Sezgi ile kavranması oldukça zor olan entropiyi çeşitli örneklerle açıklayan, kitap, dergi, makale şeklinde çok sayıda popüler kaynakların olması bir sürpriz oluşturmamalıdır. Termodinamiğin kapalı bir sistemde çok sayıda parçacıklarla ilgili matematiksel çalışma olan istatistiksel termodinamikten, yüksek basınç altında jeotermodinamik termodinamiğe, canlılar ve ekosistemleri ile ilgilenen biyotermodinamikten, kimyasal termodinamiğe kadar oldukça geniş bir uygulama alanı vardır. Mühendisler motorlar ve elektrik santralları inşa ederken termodinamik kanunlara uymak zorundadırlar. Klasik termodinamikte entropi sisteme giren ama mekanik işe katılmayan enerji miktarı olarak tanımlanır. İstatiksel mekanikte entropi istatiksel olasılık fonksiyonudur. Yüksek entropi yüksek olasılığı, düşük entropi ise düşük olasılığı ifade eder. Bütün bu konularda entropinin anlamı farklıdır.

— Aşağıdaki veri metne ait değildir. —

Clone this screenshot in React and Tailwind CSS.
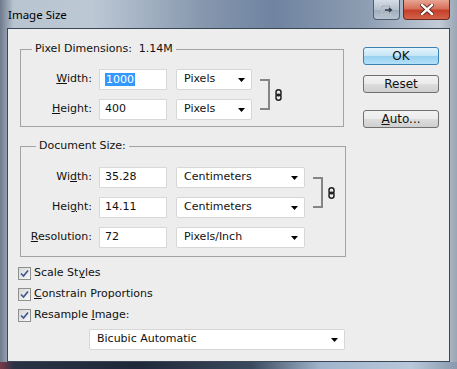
import React from "react";

const Arrow = () => (
  <svg width="7" height="4" viewBox="0 0 7 4" className="shrink-0">
    <polygon points="0,0 7,0 3.5,4" fill="#000" />
  </svg>
);

const Chain = () => (
  <svg width="7" height="12" viewBox="0 0 7 12" className="shrink-0">
    <rect x="1" y="0.8" width="5" height="6" rx="2.5" fill="none" stroke="#222" strokeWidth="1.5" />
    <rect x="1" y="5.2" width="5" height="6" rx="2.5" fill="none" stroke="#222" strokeWidth="1.5" />
  </svg>
);

const Dropdown = ({ label, w }) => (
  <div
    className={`${w} h-[21px] flex items-center justify-between pl-[7px] pr-[6px] bg-white border border-[#d7d7d7] rounded-[2px]`}
  >
    <span>{label}</span>
    <Arrow />
  </div>
);

const Field = ({ children }) => (
  <div className="w-[68px] h-[21px] flex items-center pl-[5px] bg-white border border-[#d9d9d9]">
    {children}
  </div>
);

const Row = ({ label, value, unit, unitW }) => (
  <div className="flex items-center h-[21px]">
    <div className="w-[72px] text-right pr-[1px]">{label}</div>
    <div className="ml-[6px]">
      <Field>{value}</Field>
    </div>
    <div className="ml-[9px]">
      <Dropdown label={unit} w={unitW} />
    </div>
  </div>
);

const Bracket = () => (
  <div className="flex items-center ml-[8px]">
    <div className="w-[10px] h-[31px] border-t-2 border-r-2 border-b-2 border-[#858585]" />
    <div className="ml-[5px]">
      <Chain />
    </div>
  </div>
);

const Check = ({ children }) => (
  <div className="flex items-center h-[13px]">
    <div className="w-[13px] h-[13px] border border-[#8e8f8f] bg-[linear-gradient(135deg,#d8d8d8,#f8f8f8)] flex items-center justify-center">
      <svg width="9" height="9" viewBox="0 0 9 9">
        <path d="M1 4.5 L3.5 7 L8 1.5" fill="none" stroke="#3f5a8f" strokeWidth="1.7" />
      </svg>
    </div>
    <span className="ml-[3px]">{children}</span>
  </div>
);

const Button = ({ children, primary }) => (
  <div
    className={`w-[76px] h-[18px] flex items-center justify-center rounded-[3px] border ${
      primary
        ? "border-[#3c7fb1] bg-[linear-gradient(#e5f4fc,#c4e5f6_50%,#98d1ef_51%,#b3e0f9)]"
        : "border-[#707070] bg-[linear-gradient(#f2f2f2,#ebebeb_50%,#dddddd_51%,#cfcfcf)]"
    }`}
  >
    {children}
  </div>
);

export default function App() {
  return (
    <div className="w-[457px] h-[369px] flex flex-col overflow-hidden bg-[linear-gradient(90deg,#6e7a8c_0%,#b9c4d1_3%,#bdc8d5_20%,#8596ad_45%,#6f84a0_60%,#8d9db2_80%,#c3ccd8_96%,#9aa6b5_100%)] font-['DejaVu_Sans',sans-serif] text-[11px] text-[#111]">
      {/* title bar */}
      <div className="h-[28px] flex items-start pl-[8px] pr-[7px] shrink-0">
        <span className="mt-[6px] text-[11.5px] font-['Noto_Sans',sans-serif] text-black">
          Image Size
        </span>
        <div className="ml-auto flex gap-[3px]">
          <div className="w-[27px] h-[20px] rounded-b-[4px] border border-t-0 border-[#505d6d] bg-[linear-gradient(#d6dde6,#b5c1cf_50%,#9eacbd_51%,#b8c4d2)] flex items-center justify-center">
            <svg width="12" height="10" viewBox="0 0 12 10">
              <rect x="1" y="1" width="8" height="8" fill="none" stroke="#fff" strokeWidth="1.5" />
              <rect x="1" y="1" width="8" height="8" fill="none" stroke="#3a4656" strokeWidth="0.6" />
              <path d="M4 5 H10 M8 3 L10.5 5 L8 7" fill="none" stroke="#2e3a48" strokeWidth="1.3" />
            </svg>
          </div>
          <div className="w-[47px] h-[20px] rounded-b-[4px] border border-t-0 border-[#6b2b22] bg-[linear-gradient(#e8a593,#d7705a_45%,#c4402a_55%,#d4624a)] flex items-center justify-center">
            <svg width="14" height="11" viewBox="0 0 14 11">
              <path d="M2 1 L12 10 M12 1 L2 10" stroke="#4a1a14" strokeWidth="4" strokeLinecap="square" />
              <path d="M2 1 L12 10 M12 1 L2 10" stroke="#fff" strokeWidth="2.4" strokeLinecap="square" />
            </svg>
          </div>
        </div>
      </div>

      {/* client area */}
      <div className="mx-[7px] flex-1 border border-[#3b4756] bg-[#ededed] flex">
        <div className="pl-[10px] flex flex-col">
          <fieldset className="ml-[2px] mt-[13px] w-[324px] border border-[#a3a3a3] pt-[13px] pb-[6px]">
            <legend className="ml-[11px] px-[3px] leading-[14px] whitespace-pre">
              Pixel Dimensions:  1.14M
            </legend>
            <div className="flex items-center">
              <div className="flex flex-col gap-[9px]">
                <Row
                  label={<><span className="underline">W</span>idth:</>}
                  value={<span className="bg-[#3399ff] text-white px-[1px] leading-[13px]">1000</span>}
                  unit="Pixels"
                  unitW="w-[76px]"
                />
                <Row
                  label={<><span className="underline">H</span>eight:</>}
                  value="400"
                  unit="Pixels"
                  unitW="w-[76px]"
                />
              </div>
              <Bracket />
            </div>
          </fieldset>

          <fieldset className="ml-[2px] mt-[12px] w-[326px] border border-[#a3a3a3] pt-[14px] pb-[8px]">
            <legend className="ml-[15px] px-[3px] leading-[14px]">Document Size:</legend>
            <div className="flex flex-col gap-[9px]">
              <div className="flex items-center">
                <div className="flex flex-col gap-[9px]">
                  <Row
                    label={<>Wi<span className="underline">d</span>th:</>}
                    value="35.28"
                    unit="Centimeters"
                    unitW="w-[129px]"
                  />
                  <Row
                    label={<>Hei<span className="underline">g</span>ht:</>}
                    value="14.11"
                    unit="Centimeters"
                    unitW="w-[129px]"
                  />
                </div>
                <Bracket />
              </div>
              <Row
                label={<><span className="underline">R</span>esolution:</>}
                value="72"
                unit="Pixels/Inch"
                unitW="w-[129px]"
              />
            </div>
          </fieldset>

          <div className="mt-[10px] flex flex-col gap-[8px]">
            <Check>
              Scale St<span className="underline">y</span>les
            </Check>
            <Check>
              <span className="underline">C</span>onstrain Proportions
            </Check>
            <Check>
              Resample <span className="underline">I</span>mage:
            </Check>
          </div>

          <div className="mt-[7px] ml-[71px]">
            <Dropdown label="Bicubic Automatic" w="w-[256px]" />
          </div>
        </div>

        <div className="ml-auto mr-[10px] mt-[18px] flex flex-col text-[12px]">
          <Button primary>OK</Button>
          <div className="mt-[10px]">
            <Button>Reset</Button>
          </div>
          <div className="mt-[17px]">
            <Button>
              <span>
                <span className="underline">A</span>uto...
              </span>
            </Button>
          </div>
        </div>
      </div>

      {/* bottom frame edge */}
      <div className="h-[7px] shrink-0 bg-[linear-gradient(90deg,#7a3a48_0%,#2a3344_3%,#1e2838_30%,#3a4a5e_55%,#9fb4cc_70%,#b8c8da_90%,#8a9aae_100%)]" />
    </div>
  );
}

Her ne kadar entropinin düzensizliği simgelediği ileri sürülmüşse de, temel olarak bu entropinin tanımı olmayıp, eksik ve kusurlu bir metaforudur. Matematiksel olarak belirtilen entropi kavramının nesirle açıklanmasıdır. Entropi her zaman düzensizlik değildir ama bu iki kavram birlikte kullanılabilir.
Boltzmann'ın entropi yorumu entropinin düzensizlik olarak nitelendirilmesinin temel nedenidir. İkinci termodinamik kanunu stokastik çarpışma fonksiyonuna indirgeyen Boltzmann entropiyi olasılıklar kanunu yapmıştır.
Olayı şöyle açıklayabiliriz:
Daha önce, 1871 yılında Maxwell gaz moleküllerini bilardo topları olarak modellemiş ve moleküllerin her çarpışması sonunda dengede olmayan hız dağılımının giderek düzensizleştiğini ve sonunda makroskopik bir monotonluk ve simetri kazandığını gözlemlemiştir. Boltzmann mikroskopik olarak düzensiz olan makroskopik monotonluğun maksimun entropi anlamına geldiğini farketmiştir. Boltzmann'a göre lokal rastgele çarpışmalar sonunda mutlaka düzensizliğe neden olacaklarından, entropinin düzensizlik olması en büyük olasılıktır. Ayrıca yine Boltzmann'a göre moleküllerin aynı hızla ve aynı yöne hareketi (düzenli davranışları) sonsuz derecede olasılık dışı bir enerji konfigürasyonudur. Son yıllarda bu görüşün yanlış, tam tersinin doğru olduğu anlaşılmış ve maximum entropy production kavramı ortaya atılmıştır.
Maksimum entropi üretimi (MEÜ) (Maximum Entropy Production MEP) entropi yasasına eşlik eden ve onun daha derin bir anlam kazanmasını sağlayan ilginç bir kanundur. Klasik termodinamik kanunlar bize termodinamik denge durumunda entropinin maksimum olacağını ve evrende potansiyellerin minumum düzeyde tutulacağını söyler ama, bunun böyle olması için nasıl bir patikanın seçildiğinden, nasıl bir mekanizmanın izlendiğinden bahsetmez.
Evrende düzen ve kendiliğinden örgütlenme Boltzmann'ın iddialarının aksine sonsuz derecede uzak bir olasılık olmadığı gibi, ortaya çıkması kaçınılmaz bir sonuçtur da. Bu düzen açıkça hem yasal ve olağandır, hem de fırsatçıdır. Kendisine sağlanan her olasılıktan hemen yararlanır.